Tuesday, July 4, 2017

Chicago: 77 Neighborhoods, 1 City

Each neighborhood has its own demographics, its own strengths, its own character. At first glance, this division of the city gives each neighborhood a "small-town feel." As someone who likes order, my first reaction was one of delight that the city had different sections that were easily recognizable; each one has its own easily definable traits. Wicker Park is "hipsterville," while West Ridge, Rogers Park, and Albany Park are considered the "ethnic" neighborhoods, etc.
Take a deeper look, however, and you will find that these divisions bring to bear the rotten fruit of generalization, marginalization, and disunity. As gentrification slowly creeps into a neighborhood, it pushes the unwanted, impoverished, and overlooked of society out of those streets. Each neighborhood can also have poor connotations, too. The South Side is to be avoided. West Garfield Park has the most homicides per capita in Chicago.

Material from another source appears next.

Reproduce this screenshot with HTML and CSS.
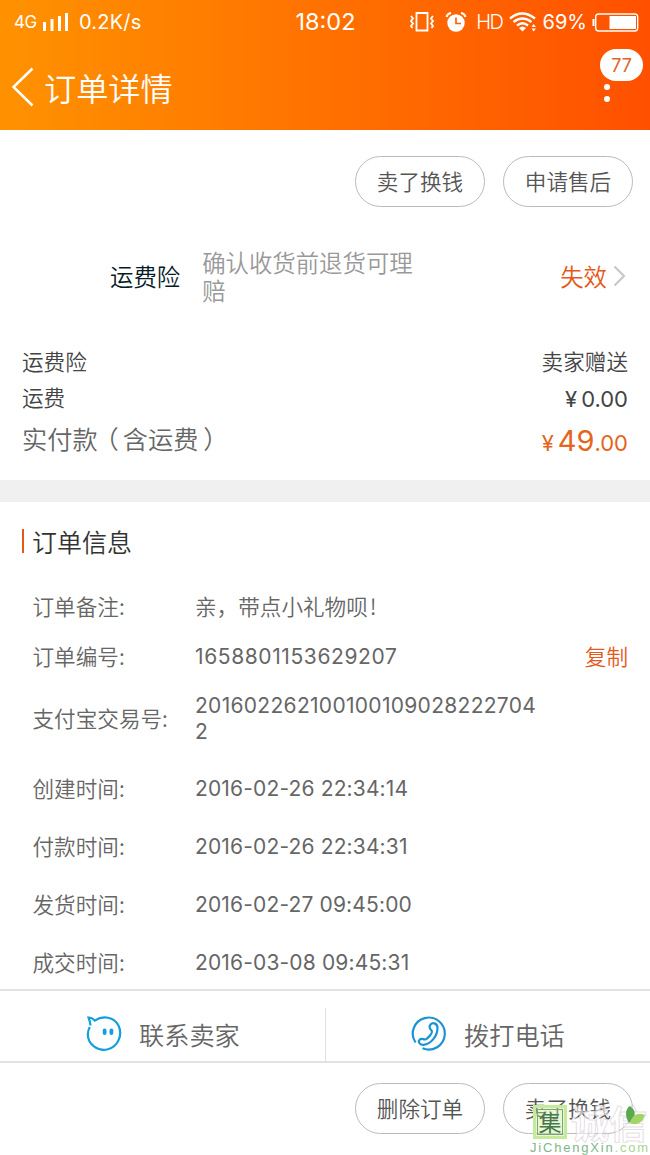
FILE: index.html
```html
<!DOCTYPE html>
<html lang="zh-CN">
<head>
  <meta charset="UTF-8">
  <meta name="viewport" content="width=device-width, initial-scale=1.0">
  <title>订单详情</title>
  <link rel="stylesheet" href="styles.css">
</head>
<body>
  <header class="header">
    <div class="status">
      <div class="status-left">
        <span class="net">4G</span>
        <svg class="signal" width="26" height="19" viewBox="0 0 26 19" fill="#fff">
          <path d="M0 9h3v9H0zM7.500 6h3v12h-3zM15 3h3v15h-3zM22 0h3v18h-3z"/>
        </svg>
        <span class="speed">0.2K/s</span>
      </div>
      <span class="clock">18:02</span>
      <div class="status-right">
        <svg class="vibrate" width="24" height="20" viewBox="0 0 24 20" fill="none" stroke="#fff" stroke-width="1.800">
          <path d="M6.500 1h11v17.500h-11z"/>
          <path d="M1 4l2 2.500-2 2.500 2 2.500-2 2.500 1.500 2M23 4l-2 2.500 2 2.500-2 2.500 2 2.500-1.500 2"/>
        </svg>
        <svg class="alarm" width="22" height="20" viewBox="0 0 22 20">
          <circle cx="11" cy="11" r="8.700" fill="#fff"/>
          <path d="M1.500 5Q2.500 1.500 6 1M20.500 5Q19.500 1.500 16 1" fill="none" stroke="#fff" stroke-width="2"/>
          <path d="M11 5.500V11.500h5" fill="none" stroke="#ff6200" stroke-width="1.700"/>
        </svg>
        <span class="hd">HD</span>
        <svg class="wifi" width="28" height="20" viewBox="0 0 28 20" fill="none" stroke="#fff" stroke-width="2.300">
          <path d="M1 6.500Q13 -3.500 26 6.500M4.500 10Q13.500 3 22.500 10M8 13.500Q13.500 9 19 13.500"/>
          <path d="M10 16Q13.500 13 17 16L13.500 19.500z" fill="#fff" stroke="none"/>
          <path d="M22.500 15l2.200-3 2.200 3zM22.500 16.500l2.200 3 2.200-3z" fill="#fff" stroke="none"/>
        </svg>
        <span class="percent">69%</span>
        <svg class="battery" width="47" height="19" viewBox="0 0 47 19">
          <path d="M1.500 6v7" stroke="#fff" stroke-width="2"/>
          <rect x="3.700" y="1" width="42" height="17" rx="3" fill="none" stroke="#fff" stroke-width="1.400"/>
          <path d="M17.500 3H44v13H17.500z" fill="#fff"/>
        </svg>
      </div>
    </div>
    <div class="title-bar">
      <svg class="back" width="22" height="40" viewBox="0 0 22 40" fill="none" stroke="#fff" stroke-width="2.500">
        <path d="M20.500 1.500L1.500 20l19 18.500"/>
      </svg>
      <h1>订单详情</h1>
      <div class="more">
        <i></i><i></i>
        <span class="badge">77</span>
      </div>
    </div>
  </header>

  <div class="actions">
    <button class="btn">卖了换钱</button>
    <button class="btn">申请售后</button>
  </div>

  <div class="insurance">
    <span class="ins-name">运费险</span>
    <span class="ins-desc">确认收货前退货可理赔</span>
    <span class="ins-state">失效</span>
    <svg width="13" height="22" viewBox="0 0 13 22" fill="none" stroke="#c8c8c8" stroke-width="2.200">
      <path d="M1.500 1.500l9.500 9.500-9.500 9.500"/>
    </svg>
  </div>

  <div class="fees">
    <div class="fee"><span>运费险</span><span>卖家赠送</span></div>
    <div class="fee"><span>运费</span><span class="num"><span class="yen">¥</span>0.00</span></div>
    <div class="fee total"><span>实付款<span class="paren-open">（</span>含运费<span class="paren-close">）</span></span><span class="num price"><span class="yen">¥</span><b>49</b>.00</span></div>
  </div>

  <section class="order">
    <h2>订单信息</h2>
    <div class="row"><span class="label">订单备注:</span><span class="value">亲，带点小礼物呗<span class="mark">!</span></span></div>
    <div class="row"><span class="label">订单编号:</span><span class="value num order-no">1658801153629207</span><a class="copy">复制</a></div>
    <div class="row trade"><span class="label">支付宝交易号:</span><span class="value num">201602262100100109028222704<br>2</span></div>
    <div class="row time"><span class="label">创建时间:</span><span class="value num">2016-02-26 22:34:14</span></div>
    <div class="row time"><span class="label">付款时间:</span><span class="value num">2016-02-26 22:34:31</span></div>
    <div class="row time"><span class="label">发货时间:</span><span class="value num">2016-02-27 09:45:00</span></div>
    <div class="row time"><span class="label">成交时间:</span><span class="value num">2016-03-08 09:45:31</span></div>
  </section>

  <div class="contact">
    <div class="contact-item">
      <svg width="36" height="36" viewBox="0 0 36 36" fill="none" stroke="#129fe0" stroke-width="2.200">
        <path d="M4.500 9.500Q4 5 2.500 1.500Q6 1.300 8.800 4.600C17-1 28 1 32.500 9.500C37 19 32 30.500 22 33.300C12 36 2 28.500 1.800 18.500Q1.800 14.500 3.800 11"/>
        <path d="M18.600 14.500v2.500M25.400 14.500v2.500" stroke-width="3.800" stroke-linecap="round"/>
      </svg>
      <span>联系卖家</span>
    </div>
    <div class="contact-item">
      <svg width="36" height="36" viewBox="0 0 36 36" fill="none" stroke="#1a93d6" stroke-width="2.200">
        <path d="M4.500 26.500A16 16 0 1 1 11.500 32.300"/>
        <path d="M19.500 8.500C22 6 26.500 7.500 26.500 12C26.500 20 20 28 12.500 28.800C8.500 29.200 6.500 25.500 9 23.300C11.500 21.500 13.500 25 16 22.500C18.500 20 22.500 17 20.500 14.500C18.500 12.500 17.500 11 19.500 8.500z"/>
      </svg>
      <span>拨打电话</span>
    </div>
  </div>

  <footer class="actions bottom">
    <button class="btn">删除订单</button>
    <button class="btn">卖了换钱</button>
    <div class="watermark">
      <div class="wm-name"><span class="wm-box">集</span><span class="wm-text">诚信</span></div>
      <svg class="leaf" width="22" height="20" viewBox="0 0 22 20">
        <path d="M3 17C-2 9 0 2 4 0C10 4 11 11 3 17z" fill="#5ba94f"/>
        <path d="M4 17C6 9 12 6 19 9C17 17 10 20 4 17z" fill="#a2d568"/>
      </svg>
      <div class="wm-url"><span>JiChengXin</span>.com</div>
    </div>
  </footer>
</body>
</html>
```
FILE: styles.css
```css
* {
  box-sizing: border-box;
}
body {
  margin: 0;
  width: 650px;
  height: 1155px;
  overflow: hidden;
  background: #fff;
  color: #666;
  font-family: "Noto Sans CJK SC", sans-serif;
  font-weight: 350;
  font-size: 21.6px;
}
h1, h2 {
  margin: 0;
  font-weight: 350;
}
svg {
  flex: none;
  display: block;
}
.num {
  font-family: Inter, "Noto Sans CJK SC", sans-serif;
  font-weight: 400;
}

/* header */
.header {
  height: 130px;
  background: linear-gradient(to right, #ff9200, #ff5000);
  color: #fff;
}
.status {
  height: 44px;
  display: grid;
  grid-template-columns: 1fr auto 1fr;
  align-items: center;
  padding: 0 11px 0 14px;
  font-family: Inter, sans-serif;
  font-weight: 400;
  line-height: 44px;
}
.status-left, .status-right {
  display: flex;
  align-items: center;
}
.status-right {
  justify-content: flex-end;
}
.net {
  font-size: 17px;
  width: 29px;
  letter-spacing: -0.6px;
}
.speed {
  font-size: 20px;
  margin-left: 10px;
  letter-spacing: 0.2px;
}
.clock {
  margin-left: -2px;
  font-size: 23.5px;
}
.alarm {
  margin-left: 11px;
}
.hd {
  font-size: 20px;
  margin-left: 9px;
  font-weight: 300;
  letter-spacing: -1.4px;
}
.wifi {
  margin-left: 6px;
}
.percent {
  font-size: 20px;
  margin-left: 6px;
}
.battery {
  margin-left: 5px;
}
.title-bar {
  height: 86px;
  display: flex;
  align-items: center;
  padding: 0 7px 0 12px;
}
.title-bar h1 {
  margin-left: 10px;
  font-size: 32.2px;
  line-height: 84px;
}
.title-bar h1, .back {
  margin-bottom: 1px;
}
.more {
  position: relative;
  width: 43px;
  height: 86px;
  margin-left: auto;
  padding: 40px 0 0 4px;
}
.more i {
  display: block;
  width: 6px;
  height: 6px;
  margin-bottom: 6px;
  border-radius: 50%;
  background: #fff;
}
.badge {
  position: absolute;
  top: 5px;
  left: 0;
  width: 43px;
  height: 32px;
  border-radius: 16px;
  background: #fff;
  color: #e06428;
  font: 400 18px/33px Inter, sans-serif;
  text-align: center;
}

/* buttons */
.actions {
  height: 77px;
  display: flex;
  justify-content: flex-end;
  align-items: flex-end;
  gap: 18px;
  padding-right: 17px;
}
.btn {
  width: 130px;
  height: 51px;
  padding: 0 0 2px;
  border: 1px solid #bbb;
  border-radius: 26px;
  background: #fff;
  color: #555;
  font: inherit;
}

/* insurance */
.insurance {
  height: 137px;
  display: flex;
  align-items: center;
  padding: 0 24px 0 110px;
  font-size: 23.4px;
}
.ins-name {
  color: #051b28;
}
.ins-desc {
  width: 216px;
  margin-left: 22px;
  color: #999;
  line-height: 28px;
}
.ins-state {
  margin-left: auto;
  margin-right: 6px;
  color: #e5581a;
}

/* fees */
.fees {
  height: 136px;
  padding: 0 22px;
  color: #444;
}
.fee {
  height: 36px;
  display: flex;
  justify-content: space-between;
  align-items: center;
  line-height: 36px;
  padding-bottom: 2px;
}
.fee .num {
  padding-top: 3px;
  font-size: 22px;
}
.yen {
  margin-right: 4px;
}
.paren-open {
  margin-left: -4px;
  margin-right: 4px;
}
.paren-close {
  margin-left: 5px;
}
.total {
  height: 48px;
  padding-bottom: 4px;
  color: #666;
  font-size: 25.2px;
}
.fee .price {
  padding-top: 7px;
  color: #e5641e;
}
.price b {
  font-weight: 400;
  font-size: 29px;
}

/* order info */
.order {
  height: 509px;
  border-top: 22px solid #f0f0f0;
}
.order h2 {
  height: 78px;
  display: flex;
  align-items: center;
  padding-left: 22px;
  color: #333;
  font-size: 25px;
}
.order h2::before {
  content: "";
  width: 2px;
  height: 24px;
  margin-right: 8px;
  background: #e5581a;
}
.row {
  height: 50px;
  display: flex;
  align-items: center;
  padding: 0 22px 0 32.5px;
}
.label {
  width: 162.5px;
}
.value.num {
  padding-top: 3px;
  font-size: 21px;
  letter-spacing: 0.15px;
  line-height: 26px;
}
.value.order-no {
  letter-spacing: 0.6px;
}
.mark {
  margin-left: 2px;
}
.copy {
  margin-left: auto;
  color: #e5581a;
}
.trade {
  height: 74px;
}
.trade .value.num {
  padding-top: 3px;
  letter-spacing: 0.3px;
}
.time {
  height: 58px;
}
.trade + .time {
  margin-top: 4px;
}

/* contact */
.contact {
  height: 74px;
  display: flex;
  border-top: 2px solid #e2e2e2;
  border-bottom: 2px solid #e2e2e2;
  font-size: 25.2px;
}
.contact-item {
  flex: 1;
  display: flex;
  align-items: center;
  gap: 17px;
  padding: 16px 0 0 86px;
}
.contact-item + .contact-item {
  background: linear-gradient(#e2e2e2, #e2e2e2) 0 100% / 1px 53px no-repeat;
}

/* bottom */
.bottom {
  position: relative;
  height: 71px;
}
.watermark {
  position: absolute;
  right: 0;
  bottom: -22px;
  width: 120px;
  height: 52px;
}
.wm-name {
  display: flex;
  align-items: center;
  height: 36px;
}
.wm-box {
  width: 34px;
  height: 34px;
  margin-left: 3px;
  border: 3px solid #c7e99b;
  outline: 1px solid #76a969;
  outline-offset: -5px;
  background: rgba(199, 233, 155, 0.4);
  color: #45784a;
  font-size: 23px;
  font-weight: 400;
  line-height: 26px;
  text-align: center;
}
.wm-text {
  margin-left: 4px;
  color: rgba(255, 255, 255, 0.6);
  font-size: 38px;
  font-weight: 700;
  line-height: 34px;
  -webkit-text-stroke: 1px rgba(205, 190, 203, 0.5);
}
.leaf {
  position: absolute;
  top: 2px;
  right: 2px;
}
.wm-url {
  color: #a8d58d;
  font: 400 13px/16px "Liberation Sans", sans-serif;
  letter-spacing: 1.8px;
  white-space: nowrap;
}
.wm-url span {
  color: #7fb68a;
}
```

And yet, West Garfield Park is where Sydney and I found ourselves (quite by accident) Saturday. As we stepped out of the train station, my mind immediately began to fill with words like "danger," "violence," "unsafe," "gangs," "run," and "don't make eye contact." Still, as my heart began to slow down from its throbbing pace as we waited for what seemed like hours for the bus, our Lord brought the words of 1 John 4:18-21 to my mind:
There is no fear in love, but perfect love casts out fear. For fear has to do with punishment, and whoever fears has not been perfected in love. We love because He first loved us. If anyone says, "I love God," and hates his brother, he is a liar; for he who does not love his brother whom he has seen cannot love God whom he has not seen. And this commandment we have from Him: whoever loves God must also love his brother.
My heart flooded with conviction. Yes, there is a place for healthy situational awareness, but these people were fellow image-bearers, just as broken as me, of whom I had let statistics and the media influence my perception of without ever taking the time to look them in the eye, smile, or say "hello." I watched these same people go about their day: greeting each other, walking in and out of shops... as people. Actual human beings. Novel thought, right? I watched these same people kindly help each other on the bus when a woman struggled to fold out one of the seats---these are the same people the world usually tries to forget about on a day-to-day basis. My gut reaction was the adoption of an un-Christlike attitude of superiority, with no thought of tying on the apron of a servant around myself or seeing their need for the Gospel. Yet Jesus died for them out of perfect love, and how dare I not be willing to do the same?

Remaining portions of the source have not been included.